SAHABE AŞKI BÖYLE OLUR
Asrısaadette Yaşanmış Gerçek Bir Kesit
Hz. Hifa ve Hz. Süheyb Ra.
Emirü'l-müminîn Hasan bin Ali -radıyallâhu anhümâ-'nın, Rasulullah -sallallâhu aleyhi ve sellem-'den naklettiği bir hadis-i şerifte:
"Sadece malı için bir kadınla evleneni, Allahü Teala fakir eder. Güzelliği için evlenen güzelliğinden fayda görmez. Dini için onunla evlenirse, o kadın erkeğe bereket olur." buyurulmuştur.
Hifa, Medine-i Münevvere'de, güzelliği dillerde dolaşan, genç ve zengin bir kadın idi. Bir gün Peygamber Efendimiz'in -sallallâhu aleyhi ve sellem- huzuruna gelip:
"-Ya Rasulullah, bana, beni Cennete götürecek bir iş öğret!.." dedi.
Herkesin durumuna ve ihtiyaçlarına göre nasihatlarda bulunan İki cihan güneşi Efendimiz:
"-Bir an önce evlenmeni tavsiye ederim. Böylece dininin diğer yarısını emniyete alırsın." buyurdular.
Hifa Hanım:
"-Ya Rasulullah, bana kim küfüv (denk) olabilir? Beni, Habeş hükümdarı Necaşi istemişti. Ubeydullah yüz deve ve daha bir çok şey mehir olarak vaad etmişti. Ben onu da kabul etmemiştim. Siz kimi münasip görürseniz, razıyım." dedi.
O sırada gönlünden, Peygamber Efendimizin kendisini müminlerin annelerinden kılacağı ümidi geçiyordu.
Rasulullah kimseyi gücendirmemek için:
"-Yarın sabah, mescide ilk önce gelen kimse ile bu hanımın nikahını kıyacağım." buyurdular.

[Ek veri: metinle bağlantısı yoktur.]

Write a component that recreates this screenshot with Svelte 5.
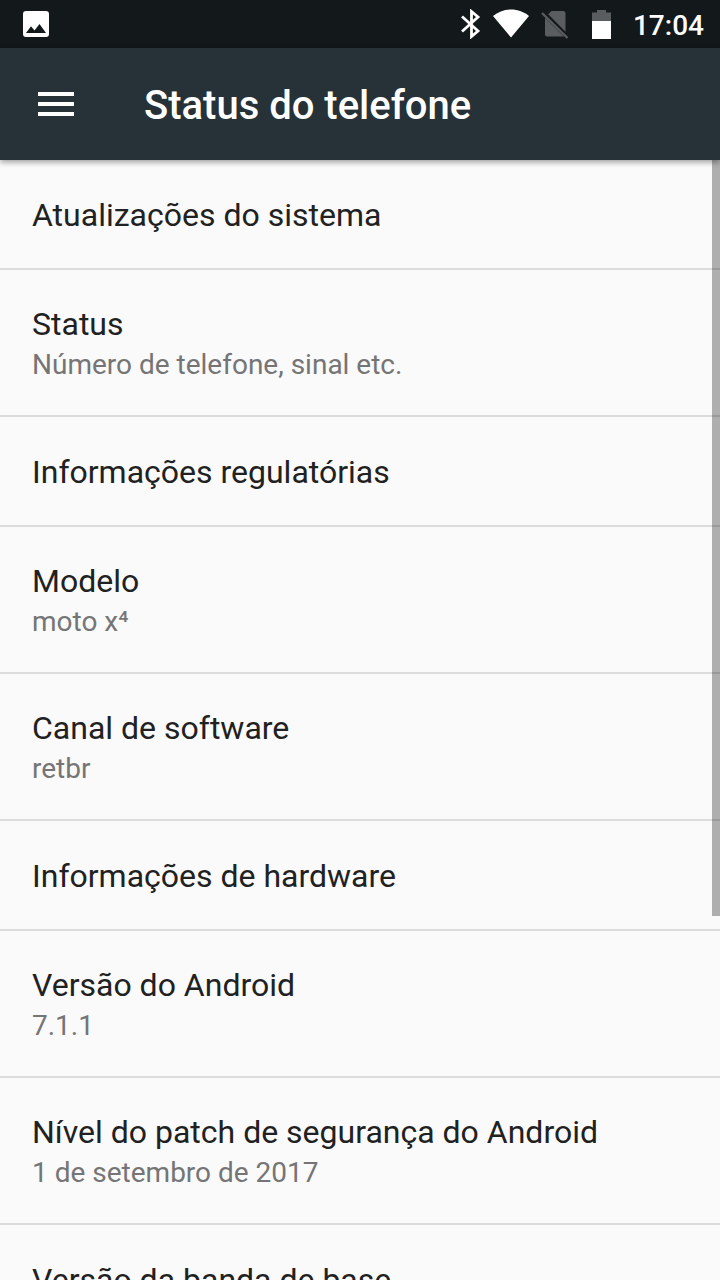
<script lang="ts">
	type Item = { title: string; summary?: string };

	const items: Item[] = [
		{ title: 'Atualizações do sistema' },
		{ title: 'Status', summary: 'Número de telefone, sinal etc.' },
		{ title: 'Informações regulatórias' },
		{ title: 'Modelo', summary: 'moto x⁴' },
		{ title: 'Canal de software', summary: 'retbr' },
		{ title: 'Informações de hardware' },
		{ title: 'Versão do Android', summary: '7.1.1' },
		{ title: 'Nível do patch de segurança do Android', summary: '1 de setembro de 2017' },
		{ title: 'Versão da banda de base' }
	];
</script>

<div class="screen">
	<div class="status-bar">
		<svg width="28" height="28" viewBox="0 0 28 28" aria-hidden="true">
			<path
				fill="#fff"
				fill-rule="evenodd"
				d="M4 1h20a3 3 0 0 1 3 3v20a3 3 0 0 1-3 3H4a3 3 0 0 1-3-3V4a3 3 0 0 1 3-3zM4 23h20l-6.500-9-5 6.500-3.500-4.200z"
			/>
		</svg>
		<div class="status-icons">
			<svg width="20" height="30" viewBox="0 0 20 30" aria-hidden="true">
				<path
					fill="none"
					stroke="#fff"
					stroke-width="2.800"
					d="M1 7.500l16 14.500-6.500 5.500V2.500L17 8L1 22.500"
				/>
			</svg>
			<svg width="36" height="30" viewBox="0 0 36 30" aria-hidden="true">
				<path fill="#fff" d="M18 28.500L0 7C5 3 11 .5 18 .5S31 3 36 7z" />
			</svg>
			<svg width="28" height="30" viewBox="0 0 28 30" aria-hidden="true">
				<path
					fill="#5a5d5f"
					d="M10.500 2H22a2.500 2.500 0 0 1 2.500 2.500v18.300L7.200 5.300zM4 8.700L23 27.500H6A2 2 0 0 1 4 25.500z"
				/>
				<path fill="none" stroke="#5a5d5f" stroke-width="2.400" d="M1 4l25.500 25" />
			</svg>
			<svg class="battery" width="20" height="30" viewBox="0 0 20 30" aria-hidden="true">
				<path fill="#5a5d5f" d="M0 12V3.500h5V1h9v2.500h5V12z" />
				<path fill="#fff" d="M0 12h19v18H0z" />
			</svg>
			<time>17:04</time>
		</div>
	</div>

	<header>
		<button type="button" class="menu" aria-label="Menu">
			<svg width="36" height="24" viewBox="0 0 36 24" aria-hidden="true">
				<path fill="#fff" d="M0 0h36v4H0zM0 10h36v4H0zM0 20h36v4H0z" />
			</svg>
		</button>
		<h1>Status do telefone</h1>
	</header>

	<main>
		<ul>
			{#each items as item}
				<li>
					<button type="button" class="item">
						<span class="title">{item.title}</span>
						{#if item.summary}
							<span class="summary">{item.summary}</span>
						{/if}
					</button>
				</li>
			{/each}
		</ul>
		<div class="scroll-thumb"></div>
	</main>
</div>

<style>
	.screen {
		display: flex;
		flex-direction: column;
		height: 100vh;
		background: #fafafa;
		color: #212121;
		font-family: Roboto, 'Noto Sans', sans-serif;
	}

	.status-bar {
		display: flex;
		align-items: center;
		justify-content: space-between;
		flex: none;
		height: 48px;
		padding: 0 16px 0 22px;
		background: #13181b;
		color: #fff;
	}

	.status-icons {
		display: flex;
		align-items: center;
		gap: 12px;
	}

	.status-bar svg {
		display: block;
	}

	.battery {
		margin: 0 9px 0 11px;
	}

	time {
		padding-top: 3px;
		font-size: 28px;
		font-weight: 500;
		line-height: 32px;
	}

	header {
		position: relative;
		z-index: 1;
		display: flex;
		align-items: center;
		gap: 54px;
		flex: none;
		height: 112px;
		padding: 0 22px;
		background: #263238;
		box-shadow: 0 2px 6px rgba(0, 0, 0, 0.4);
		color: #fff;
	}

	button {
		border: 0;
		background: none;
		color: inherit;
		font-family: inherit;
		cursor: pointer;
	}

	.menu {
		padding: 16px;
	}

	.menu svg {
		display: block;
	}

	h1 {
		margin: 0;
		padding-top: 4px;
		font-size: 40px;
		font-weight: 500;
		line-height: 48px;
	}

	main {
		position: relative;
		flex: 1;
		min-height: 0;
	}

	ul {
		height: 100%;
		margin: 0;
		padding: 0;
		overflow-y: auto;
		list-style: none;
		scrollbar-width: none;
	}

	li {
		border-bottom: 2px solid #dcdcdc;
	}

	.item {
		display: block;
		width: 100%;
		padding: 34px 32px 32px;
		text-align: left;
	}

	.item:has(.summary) {
		padding: 33px 32px 30px;
	}

	.title,
	.summary {
		display: block;
	}

	.title {
		font-size: 32px;
		line-height: 42px;
	}

	.summary {
		color: #757575;
		font-size: 28px;
		line-height: 40px;
	}

	/* Overlays the list without taking room from the rows. */
	.scroll-thumb {
		position: absolute;
		top: 0;
		right: 0;
		width: 8px;
		height: 67.5%;
		background: rgba(0, 0, 0, 0.3);
		pointer-events: none;
	}
</style>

Sabahleyin, Rasulullah -sallallâhu aleyhi ve sellem- mescide ilk önce gelecek kimseyi bekliyordu. Birden kapıda Süheyb -radıyallâhu anh- göründü..
Son derece güzel ve zengin bir kadın olan Hifa'nın aksine, Süheyb, kimsesiz, fakir, siyaha yakın renkli, çelimsiz, görünüşü hoş olmayan bir kimse idi.
Rasulullah -sallallahu aleyhi ve sellem- sabah namazından sonra, Hifa Hatun'u çağırdı ve durumu bildirdi.
Hifa, Allahü Teâla'nın kazâsına ve Allah Rasulü'nün tavsiyesine gönül hoşluğu ile râzı oldu.